Herman Miller’s Living Office

“The most important thing in the room is not the furniture — it’s the people.”

Almost 50 years after the Action Office, Herman Miller embarks on the next big rethinking of the workplace: the Living Office. It is the ultimate twenty-first-century work-in-progress.

“Though in places the old model still prevails, today’s ideal office paradigm could not be more different: fluid rather than fixed, less hierarchical and more egalitarian, and encouraging (mostly) of individuality, creativity, and choice.

A new story requires a new stage, and into this brave new world comes Herman Miller’s Living Office, the initial components of which the Zeeland, Michigan, furniture company is introducing at this year’s edition of NeoCon.
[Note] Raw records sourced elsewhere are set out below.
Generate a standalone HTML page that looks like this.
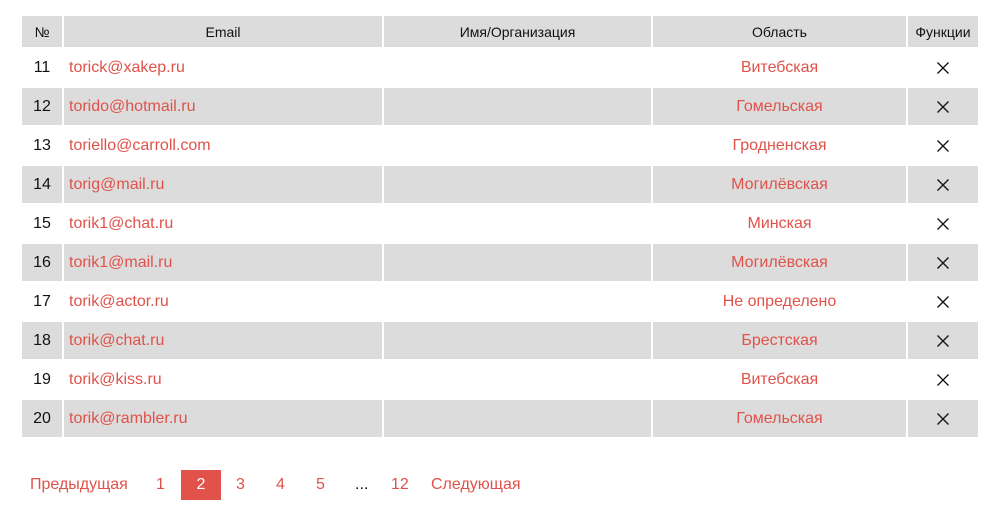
<!DOCTYPE html>
<html><head><meta charset="utf-8"><style>
body{margin:0;background:#fff;font-family:"Liberation Sans",sans-serif;width:1000px;height:518px;position:relative;overflow:hidden}
.c{position:absolute;background:#dcdcdc;box-sizing:border-box;display:flex;align-items:center}
.h{font-size:14px;color:#111;justify-content:center}
.t{position:absolute;font-size:16px;line-height:37px}
.r{color:#e0524a}
.x{position:absolute;width:14px;height:14px}
.p{position:absolute;top:470px;height:30px;line-height:30px;font-size:16px;color:#e0524a}
</style></head><body>
<div class="c h" style="left:22px;top:16px;width:40px;height:31px">№</div>
<div class="c h" style="left:64px;top:16px;width:318px;height:31px">Email</div>
<div class="c h" style="left:384px;top:16px;width:267px;height:31px">Имя/Организация</div>
<div class="c h" style="left:653px;top:16px;width:253px;height:31px">Область</div>
<div class="c h" style="left:908px;top:16px;width:70px;height:31px">Функции</div>
<div id="rows"></div>
<script>
var d=[["11","torick@xakep.ru","Витебская"],["12","torido@hotmail.ru","Гомельская"],["13","toriello@carroll.com","Гродненская"],["14","torig@mail.ru","Могилёвская"],["15","torik1@chat.ru","Минская"],["16","torik1@mail.ru","Могилёвская"],["17","torik@actor.ru","Не определено"],["18","torik@chat.ru","Брестская"],["19","torik@kiss.ru","Витебская"],["20","torik@rambler.ru","Гомельская"]];
var h="";
d.forEach(function(r,i){var y=49+39*i;
if(i%2){h+='<div class="c" style="left:22px;top:'+y+'px;width:40px;height:37px"></div><div class="c" style="left:64px;top:'+y+'px;width:318px;height:37px"></div><div class="c" style="left:384px;top:'+y+'px;width:267px;height:37px"></div><div class="c" style="left:653px;top:'+y+'px;width:253px;height:37px"></div><div class="c" style="left:908px;top:'+y+'px;width:70px;height:37px"></div>';}
h+='<div class="t" style="left:22px;width:40px;text-align:center;top:'+y+'px;color:#111">'+r[0]+'</div>';
h+='<div class="t r" style="left:69px;top:'+y+'px">'+r[1]+'</div>';
h+='<div class="t r" style="left:653px;width:253px;text-align:center;top:'+y+'px">'+r[2]+'</div>';
h+='<svg class="x" style="left:936px;top:'+(y+12)+'px" viewBox="0 0 14 14"><path d="M1.5 1.5L12.5 12.5M12.5 1.5L1.5 12.5" stroke="#111" stroke-width="1.3"/></svg>';
});
document.getElementById("rows").innerHTML=h;
</script>
<div class="p" style="left:30px">Предыдущая</div>
<div class="p" style="left:156px">1</div>
<div class="p" style="left:181px;width:40px;background:#e0524a;color:#fff;text-align:center">2</div>
<div class="p" style="left:236px">3</div>
<div class="p" style="left:276px">4</div>
<div class="p" style="left:316px">5</div>
<div class="p" style="left:355px;color:#111">...</div>
<div class="p" style="left:391px">12</div>
<div class="p" style="left:431px">Следующая</div>
</body></html>
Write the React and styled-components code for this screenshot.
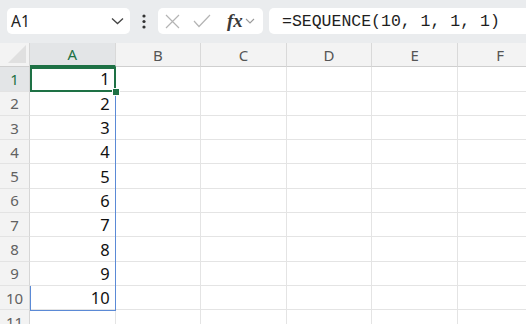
import React from 'react'
import styled, { createGlobalStyle } from 'styled-components'

const GlobalStyle = createGlobalStyle`
    html, body {
        margin: 0;
        padding: 0;
        background: #ffffff;
    }
    body {
        font-family: "Noto Sans", "Open Sans", sans-serif;
    }
`;

const Page = styled.div`
    width: 526px;
    height: 324px;
    overflow: hidden;
    background: #ffffff;
`;

const Toolbar = styled.div`
    display: flex;
    align-items: center;
    height: 43px;
    padding: 0 0 1px 7px;
    box-sizing: border-box;
    background: #eaecee;
`;

const NameBox = styled.div`
    display: flex;
    align-items: center;
    justify-content: space-between;
    width: 123px;
    height: 26px;
    padding: 0 6px 0 4px;
    box-sizing: border-box;
    background: #fff;
    border-radius: 5px;
    font-size: 15.5px;
    color: #222;
`;

const Dots = styled.div`
    width: 28px;
    display: flex;
    justify-content: center;
`;

const IconBox = styled.div`
    display: flex;
    align-items: center;
    width: 105px;
    height: 26px;
    padding: 0 6px 0 7px;
    box-sizing: border-box;
    gap: 13px;
    background: #fff;
    border-radius: 5px;
`;

const Fx = styled.span`
    font-family: "Liberation Serif", "DejaVu Serif", serif;
    font-style: italic;
    font-weight: bold;
    font-size: 19px;
    color: #3a3a3a;
    display: flex;
    align-items: center;
    gap: 2px;
    margin-left: 3px;
`;

const FormulaBar = styled.div`
    flex: 1;
    margin-left: 6px;
    height: 26px;
    display: flex;
    align-items: center;
    padding-left: 13px;
    background: #fff;
    border-radius: 5px 0 0 5px;
    font-family: "Liberation Mono", "DejaVu Sans Mono", monospace;
    font-size: 16.5px;
    color: #1e1e1e;
`;

const Sheet = styled.div`
    position: relative;
    display: grid;
    grid-template-columns: 30px repeat(6, 85.6px);
    grid-auto-rows: 24.3px;
`;

const Corner = styled.div`
    position: relative;
    background: #f3f3f3;
    border-right: 1px solid #d6d6d6;
    border-bottom: 1px solid #cfcfcf;
    box-sizing: border-box;
    height: 24px;

    &::after {
        content: '';
        position: absolute;
        right: 3px;
        bottom: 3px;
        border-style: solid;
        border-width: 0 0 18px 18px;
        border-color: transparent transparent #e0e0e0 transparent;
    }
`;

const ColHead = styled.div`
    height: 24px;
    display: flex;
    align-items: center;
    justify-content: center;
    box-sizing: border-box;
    font-size: 15px;
    background: ${p => (p.$active ? '#e3e5e7' : '#f3f3f3')};
    color: ${p => (p.$active ? '#1e7145' : '#555')};
    border-right: 1px solid #d9d9d9;
    border-bottom: ${p => (p.$active ? '2px solid #1e7145' : '1px solid #cfcfcf')};
`;

const RowHead = styled.div`
    display: flex;
    align-items: center;
    justify-content: center;
    box-sizing: border-box;
    font-size: 15px;
    background: ${p => (p.$active ? '#e3e5e7' : '#f3f3f3')};
    color: ${p => (p.$active ? '#1e7145' : '#616161')};
    border-right: 1px solid #d6d6d6;
    border-bottom: 1px solid #e3e3e3;
`;

const Cell = styled.div`
    display: flex;
    align-items: center;
    justify-content: flex-end;
    padding-right: 5px;
    box-sizing: border-box;
    font-size: 16.5px;
    color: #111;
    border-right: 1px solid #e4e4e4;
    border-bottom: 1px solid #e4e4e4;
`;

const Range = styled.div`
    position: absolute;
    left: 30px;
    top: 24px;
    width: 86px;
    height: 244px;
    box-sizing: border-box;
    border: 1px solid #5b8ad6;
    border-left: none;
    pointer-events: none;

    &::before {
        content: '';
        position: absolute;
        left: 0;
        bottom: 0;
        width: 1px;
        height: 24px;
        background: #5b8ad6;
    }
`;

const Active = styled.div`
    position: absolute;
    left: 30px;
    top: 24px;
    width: 86px;
    height: 25px;
    box-sizing: border-box;
    border: 2px solid #1e7145;
    pointer-events: none;
`;

const Handle = styled.div`
    position: absolute;
    left: 112px;
    top: 45px;
    width: 6px;
    height: 6px;
    background: #1e7145;
    border: 1px solid #fff;
    box-sizing: content-box;
`;

const columns = ['A', 'B', 'C', 'D', 'E', 'F']
const rows = Array.from({ length: 11 }, (_, i) => i + 1)

function App() {
    return (
        <Page>
            <GlobalStyle />
            <Toolbar>
                <NameBox>
                    <span>A1</span>
                    <svg width="13" height="8" viewBox="0 0 13 8">
                        <path d="M1 1.5 L6.5 6.5 L12 1.5" fill="none" stroke="#444" strokeWidth="1.3" />
                    </svg>
                </NameBox>
                <Dots>
                    <svg width="4" height="15" viewBox="0 0 4 15">
                        <circle cx="2" cy="2" r="1.6" fill="#333" />
                        <circle cx="2" cy="7.5" r="1.6" fill="#333" />
                        <circle cx="2" cy="13" r="1.6" fill="#333" />
                    </svg>
                </Dots>
                <IconBox>
                    <svg width="15" height="15" viewBox="0 0 15 15">
                        <path d="M1 1 L14 14 M14 1 L1 14" stroke="#b4b4b4" strokeWidth="1.2" />
                    </svg>
                    <svg width="18" height="14" viewBox="0 0 18 14">
                        <path d="M1 7 L6 12.5 L17 1" fill="none" stroke="#b4b4b4" strokeWidth="1.2" />
                    </svg>
                    <Fx>
                        fx
                        <svg width="10" height="6" viewBox="0 0 10 6">
                            <path d="M1 1 L5 5 L9 1" fill="none" stroke="#9a9a9a" strokeWidth="1.1" />
                        </svg>
                    </Fx>
                </IconBox>
                <FormulaBar>=SEQUENCE(10, 1, 1, 1)</FormulaBar>
            </Toolbar>
            <Sheet>
                <Corner />
                {columns.map(c => (
                    <ColHead key={c} $active={c === 'A'}>{c}</ColHead>
                ))}
                {rows.map(r => (
                    <React.Fragment key={r}>
                        <RowHead $active={r === 1}>{r}</RowHead>
                        {columns.map(c => (
                            <Cell key={c}>{c === 'A' && r <= 10 ? r : ''}</Cell>
                        ))}
                    </React.Fragment>
                ))}
                <Range />
                <Active />
                <Handle />
            </Sheet>
        </Page>
    )
}

export default App
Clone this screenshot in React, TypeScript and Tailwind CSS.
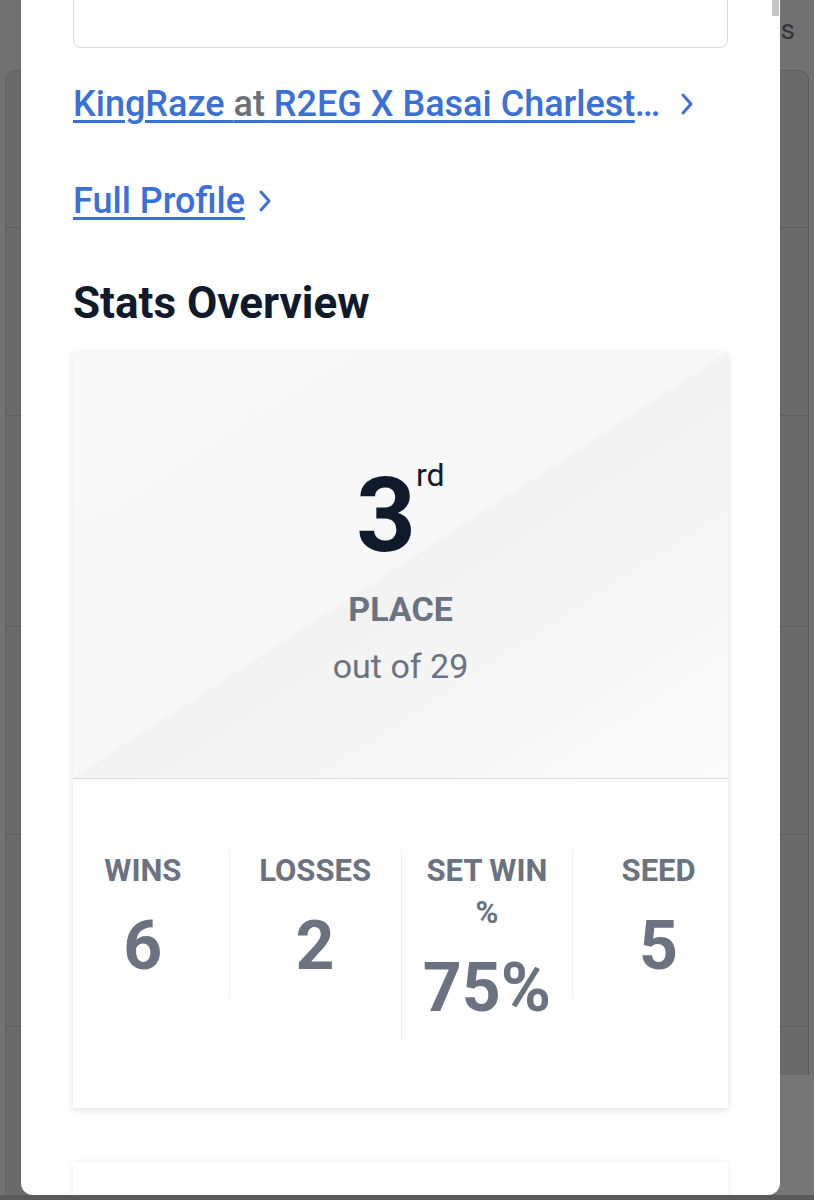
import React from "react";

function Chevron({ className }: { className?: string }) {
  return (
    <svg className={className} width="14" height="24" viewBox="0 0 14 24" fill="none">
      <path d="M3 3 L11 12 L3 21" stroke="#3b70d6" strokeWidth="3" strokeLinecap="round" strokeLinejoin="round" />
    </svg>
  );
}

function Stat({ label, value, first }: { label: string; value: string; first?: boolean }) {
  return (
    <div className="px-4">
      <div
        className={`flex flex-col items-center pb-[18px] ${first ? "" : "border-l border-[#eeeeee]"} -ml-4 pl-4`}
      >
        <div className="text-center text-[31px] leading-[42px] font-bold text-[#6b7280]">{label}</div>
        <div className="mt-[20px] text-center text-[68px] leading-[68px] font-bold text-[#6b7280]">{value}</div>
      </div>
    </div>
  );
}

export default function App() {
  return (
    <div className="relative w-[814px] h-[1200px] overflow-hidden bg-[#717171] [font-family:Roboto,'Noto_Sans',sans-serif]">
      {/* background page */}
      <div className="flex flex-col h-full">
        <div className="h-[70px] flex justify-end pr-[19px] pt-[14px]">
          <span className="text-[28px] leading-[32px] text-[#353535]">Results</span>
        </div>
        <div className="mx-[5px] flex-1 rounded-t-[10px] border border-b-0 border-[#5f5f5f] bg-[#6a6a6a] flex flex-col">
          <div className="h-[157px] border-b border-[#5e5e5e]" />
          <div className="h-[188px] border-b border-[#5e5e5e]" />
          <div className="h-[211px] border-b border-[#5e5e5e]" />
          <div className="h-[208px] border-b border-[#5e5e5e]" />
          <div className="h-[192px] border-b border-[#5e5e5e]" />
          <div className="flex-1" />
        </div>
      </div>
      <div className="absolute right-0 top-[1075px] w-[40px] h-[125px] bg-[#767676]" />
      <div className="absolute left-0 bottom-0 w-full h-[5px] bg-[#5a5a5a]" />

      {/* modal */}
      <div className="absolute left-[21px] top-0 w-[759px] h-[1195px] bg-white rounded-b-[12px] overflow-hidden">
        <div className="absolute right-[1px] top-0 w-[7px] h-[16px] bg-[#c4c4c4]" />
        <div className="px-[52px] flex flex-col">
          <div className="-mt-[40px] h-[88px] rounded-[8px] border border-[#d7dadf] bg-white" />

          <div className="mt-[34px] h-[44px] flex items-center">
            <div className="w-[592px] truncate text-[36px] leading-[44px] font-medium text-[#3b70d6]">
              <a className="underline decoration-[3px] underline-offset-[4px]">
                KingRaze <span className="text-[#6b6f76]">at</span> R2EG X Basai Charleston Weekly #12
              </a>
            </div>
            <Chevron className="ml-[15px]" />
          </div>

          <div className="mt-[53px] h-[44px] flex items-center">
            <a className="text-[36px] leading-[44px] font-medium text-[#3b70d6] underline decoration-[3px] underline-offset-[4px]">
              Full Profile
            </a>
            <Chevron className="ml-[13px]" />
          </div>

          <h2 className="mt-[54px] text-[44px] leading-[52px] font-bold text-[#0f1a2b]">Stats Overview</h2>

          <div className="mt-[23px] bg-white shadow-[0_2px_7px_rgba(0,0,0,0.13)]">
            <div className="pt-[107px] pb-[92px] border-b border-[#dcdcdc] bg-[linear-gradient(to_bottom_right,#f8f8f8_0%,#f7f7f7_50%,#f2f2f2_50%,#fbfbfb_100%)] flex flex-col items-center">
              <div className="flex items-start justify-center">
                <span className="mt-[5px] text-[104px] leading-[104px] font-bold text-[#0f1a2b]">3</span>
                <span className="text-[32px] leading-[32px] text-[#0f1a2b]">rd</span>
              </div>
              <div className="mt-[21px] text-[34px] leading-[40px] font-bold text-[#6b7280]">PLACE</div>
              <div className="mt-[17px] text-[34px] leading-[40px] text-[#6b7280]">out of 29</div>
            </div>
            <div className="pt-[71px] pb-[68px] overflow-hidden">
              <div className="-mx-4 grid grid-cols-4 items-start">
                <Stat label="WINS" value="6" first />
                <Stat label="LOSSES" value="2" />
                <Stat label="SET WIN %" value="75%" />
                <Stat label="SEED" value="5" />
              </div>
            </div>
          </div>

          <div className="mt-[54px] h-[200px] bg-white shadow-[0_0_6px_rgba(0,0,0,0.08)]" />
        </div>
      </div>
    </div>
  );
}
The first wave of an anticipated two-year rollout, the Living Office’s first three product portfolios—called PUBLIC Office Landscape, Metaform Portfolio, and Locale, and designed, respectively, by fuseproject, Studio 7.5, and Industrial Facility—represent the company’s carefully considered response, not only to the ways in which a changed business culture has transformed workplace design, but to where our personal aspirations may be headed, and how the office can support them.

It’s a resolutely forward-looking vision. Yet this emphasis on what the company calls “human-centered problem-solving” has been the hallmark of Herman Miller since 1930, when Gilbert Rohde, its first design director, famously declared, “The most important thing in the room is not the furniture—it’s the people.”